* START Working data *
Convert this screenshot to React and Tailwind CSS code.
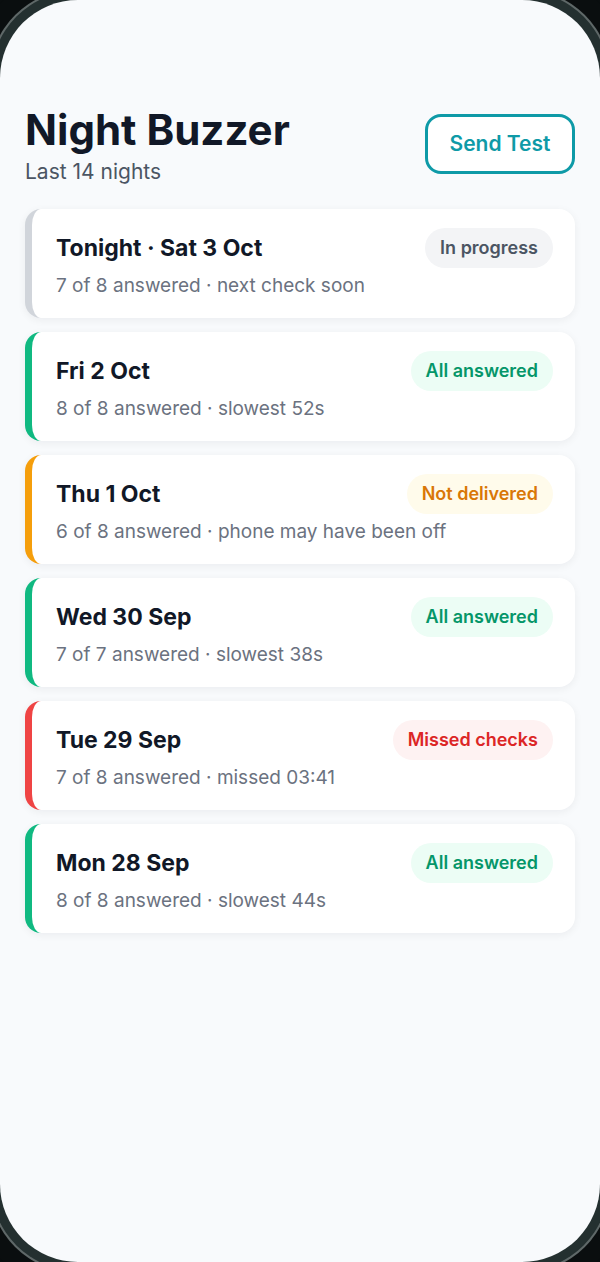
import React from "react";

const nights = [
  { title: "Tonight · Sat 3 Oct", sub: "7 of 8 answered · next check soon", badge: "In progress", tone: "gray" },
  { title: "Fri 2 Oct", sub: "8 of 8 answered · slowest 52s", badge: "All answered", tone: "green" },
  { title: "Thu 1 Oct", sub: "6 of 8 answered · phone may have been off", badge: "Not delivered", tone: "amber" },
  { title: "Wed 30 Sep", sub: "7 of 7 answered · slowest 38s", badge: "All answered", tone: "green" },
  { title: "Tue 29 Sep", sub: "7 of 8 answered · missed 03:41", badge: "Missed checks", tone: "red" },
  { title: "Mon 28 Sep", sub: "8 of 8 answered · slowest 44s", badge: "All answered", tone: "green" },
];

const tones = {
  gray: { bar: "border-l-[#d1d5db]", badge: "bg-[#f3f4f6] text-[#4b5563]" },
  green: { bar: "border-l-[#10b981]", badge: "bg-[#ecfdf5] text-[#059669]" },
  amber: { bar: "border-l-[#f59e0b]", badge: "bg-[#fffbeb] text-[#d97706]" },
  red: { bar: "border-l-[#ef4444]", badge: "bg-[#fef2f2] text-[#dc2626]" },
};

function NightCard({ night }) {
  const t = tones[night.tone];
  return (
    <div
      className={`flex items-start justify-between gap-3 rounded-2xl border-l-[7px] ${t.bar} bg-white pl-6 pr-[22px] pt-[24px] pb-[19px] shadow-[0_2px_8px_rgba(15,23,42,0.06)]`}
    >
      <div className="flex min-w-0 flex-1 flex-col gap-[10px]">
        <div className="whitespace-nowrap text-[23px] font-bold leading-[30px] text-[#111827]">{night.title}</div>
        <div className="whitespace-nowrap text-[19px] leading-[26px] text-[#6b7280]">{night.sub}</div>
      </div>
      <div className={`mt-[-5px] whitespace-nowrap rounded-full px-[15px] py-[8px] text-[18px] font-semibold leading-[24px] ${t.badge}`}>
        {night.badge}
      </div>
    </div>
  );
}

export default function App() {
  return (
    <div
      className="h-[1262px] w-[600px] overflow-hidden bg-[#0a0e0f]"
      style={{ fontFamily: "Inter, 'Noto Sans', sans-serif" }}
    >
      {/* phone screen with bezel rings */}
      <div className="h-full w-full rounded-[78px] bg-[#f8fafc] px-[25px] pt-[106px] shadow-[0_0_0_9px_#243030,0_0_0_11px_#5f6868,0_0_0_30px_#0a0e0f]">
        {/* header */}
        <div className="flex items-start justify-between">
          <div>
            <h1 className="text-[42px] font-bold leading-[48px] text-[#111827]">Night Buzzer</h1>
            <p className="mt-[5px] text-[21px] leading-[26px] text-[#4b5563]">Last 14 nights</p>
          </div>
          <button className="mt-[8px] h-[60px] w-[150px] rounded-2xl border-[3px] border-[#0e9aa7] bg-white text-[21px] font-semibold text-[#0e9aa7]">
            Send Test
          </button>
        </div>

        {/* nights */}
        <div className="mt-[24px] flex flex-col gap-[14px]">
          {nights.map((n) => (
            <NightCard key={n.title} night={n} />
          ))}
        </div>
      </div>
    </div>
  );
}
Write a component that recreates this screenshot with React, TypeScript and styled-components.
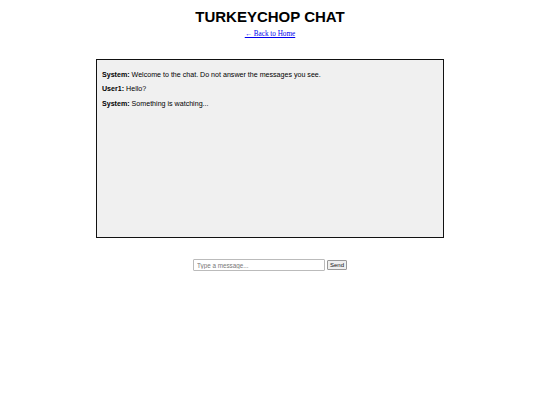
import React, { useState } from 'react';
import styled, { createGlobalStyle } from 'styled-components';

const GlobalStyle = createGlobalStyle`
  html, body {
    margin: 0;
    padding: 0;
    background: #fff;
  }
  body {
    font-family: 'Liberation Sans', Arial, sans-serif;
  }
`;

const Page = styled.div`
  display: flex;
  flex-direction: column;
  align-items: center;
  padding-top: 8px;
`;

const Title = styled.h1`
  margin: 0;
  font-size: 15px;
  line-height: 17px;
  font-weight: bold;
  color: #000;
`;

const HomeLink = styled.a`
  margin-top: 5px;
  font-family: 'Liberation Serif', 'Times New Roman', serif;
  font-size: 7.2px;
  line-height: 9px;
  color: #0000ee;
  text-decoration: underline;
`;

const ChatBox = styled.div`
  box-sizing: border-box;
  margin-top: 20px;
  width: 348px;
  height: 179px;
  padding: 4px 5px;
  border: 1px solid #111;
  background: #f0f0f0;
  overflow-y: auto;
`;

const Message = styled.p`
  margin: 6.5px 0;
  font-size: 7.1px;
  line-height: 8px;
  color: #000;

  strong {
    font-weight: bold;
  }
`;

const InputRow = styled.form`
  display: flex;
  align-items: center;
  gap: 2px;
  margin-top: 21px;
`;

const MessageInput = styled.input`
  box-sizing: border-box;
  width: 132px;
  height: 12px;
  padding: 0 3px;
  border: 1px solid #bbb;
  border-radius: 1px;
  font-family: 'Liberation Sans', Arial, sans-serif;
  font-size: 6.3px;
  outline: none;

  &::placeholder {
    color: #777;
  }
`;

const SendButton = styled.button`
  box-sizing: border-box;
  width: 20px;
  height: 10px;
  padding: 0;
  border: 1px solid #999;
  border-radius: 1px;
  background: #efefef;
  font-family: 'Liberation Sans', Arial, sans-serif;
  font-size: 6px;
  line-height: 8px;
  color: #111;
`;

const initialMessages = [
  { from: 'System', text: 'Welcome to the chat. Do not answer the messages you see.' },
  { from: 'User1', text: 'Hello?' },
  { from: 'System', text: 'Something is watching...' },
];

const App = () => {
  const [messages, setMessages] = useState(initialMessages);
  const [draft, setDraft] = useState('');

  const send = (e: React.FormEvent) => {
    e.preventDefault();
    if (!draft.trim()) return;
    setMessages([...messages, { from: 'You', text: draft }]);
    setDraft('');
  };

  return (
    <>
      <GlobalStyle />
      <Page>
        <Title>TURKEYCHOP CHAT</Title>
        <HomeLink href="#">← Back to Home</HomeLink>
        <ChatBox>
          {messages.map((m, i) => (
            <Message key={i}>
              <strong>{m.from}:</strong> {m.text}
            </Message>
          ))}
        </ChatBox>
        <InputRow onSubmit={send}>
          <MessageInput
            type="text"
            placeholder="Type a message..."
            value={draft}
            onChange={(e) => setDraft(e.target.value)}
          />
          <SendButton type="submit">Send</SendButton>
        </InputRow>
      </Page>
    </>
  );
};

export default App;
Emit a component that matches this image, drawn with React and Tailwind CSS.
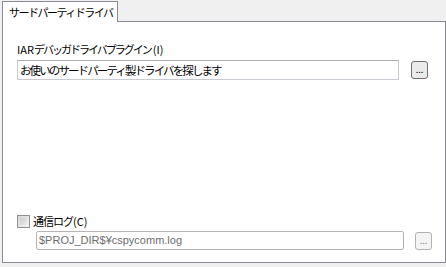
export default function App() {
  const font = { fontFamily: '"Noto Sans CJK JP", "Liberation Sans", sans-serif' };
  return (
    <div className="w-[446px] h-[267px] bg-[#f0f0f0] pt-[1px] text-[11px] text-black overflow-hidden whitespace-nowrap" style={font}>
      {/* tab */}
      <div className="relative z-10 -mb-px ml-[2px] w-[116px] h-[21px] border border-b-0 border-[#898c95] bg-white pl-[6px] leading-[20px] tracking-[-1.5px]">
        サードパーティドライバ
      </div>

      {/* panel */}
      <div className="ml-[2px] w-[444px] h-[242px] border border-[#898c95] bg-white flex flex-col pl-[14px]">
        <div className="mt-[19px] leading-[16px]">
          IAR<span className="tracking-[-2px]">デバッガドライバプラグイン</span>
          <span className="ml-[2px]">(I)</span>
        </div>
        <div className="mt-[3px] flex items-center">
          <div className="w-[382px] h-[20px] border border-[#c8ccd2] border-t-[#abadb3] bg-white pl-[2px] leading-[18px] text-[11.5px] tracking-[-1.9px]">
            お使いのサードパーティ製ドライバを探します
          </div>
          <button className="ml-[12px] w-[17px] h-[18px] rounded-[3px] border border-[#707070] bg-[#eaeaea] text-[9px] leading-[12px] flex items-end justify-center pb-[2px]">
            ...
          </button>
        </div>

        <div className="flex-1" />

        <div className="flex items-center">
          <div className="w-[13px] h-[13px] border border-[#8e8f8f] bg-gradient-to-br from-[#d8d8d8] to-[#f4f4f4] p-[2px]">
            <div className="w-full h-full bg-gradient-to-br from-[#cbcbcb] to-[#ececec]" />
          </div>
          <div className="ml-[3px] leading-[16px]">
            <span className="tracking-[-1px]">通信ログ</span>(C)
          </div>
        </div>
        <div className="mt-[2px] mb-[12px] ml-[19px] flex items-center">
          <div
            className="w-[368px] h-[19px] rounded-[2px] border border-[#b4b4b4] bg-white pl-[2px] leading-[17px] text-[11px] text-[#6d6d6d]"
            style={{ fontFamily: '"Liberation Sans", sans-serif' }}
          >
            $PROJ_DIR$¥cspycomm.log
          </div>
          <button className="ml-[11px] w-[17px] h-[18px] rounded-[3px] border border-[#adb2b5] bg-[#f4f4f4] text-[9px] text-[#838383] leading-[12px] flex items-end justify-center pb-[2px]">
            ...
          </button>
        </div>
      </div>
    </div>
  );
}
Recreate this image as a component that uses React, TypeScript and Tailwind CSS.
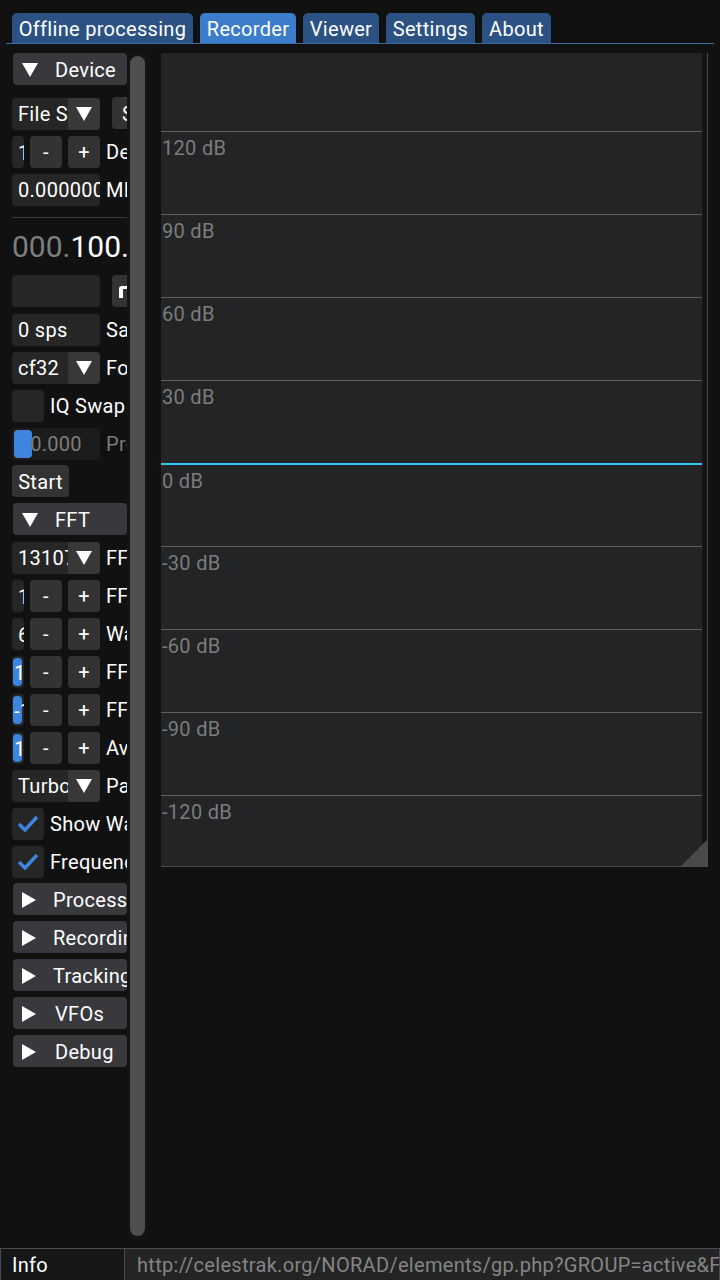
* END Working data *
Give the count of lines containing "components", with no added text.

▶ Exercise result: 2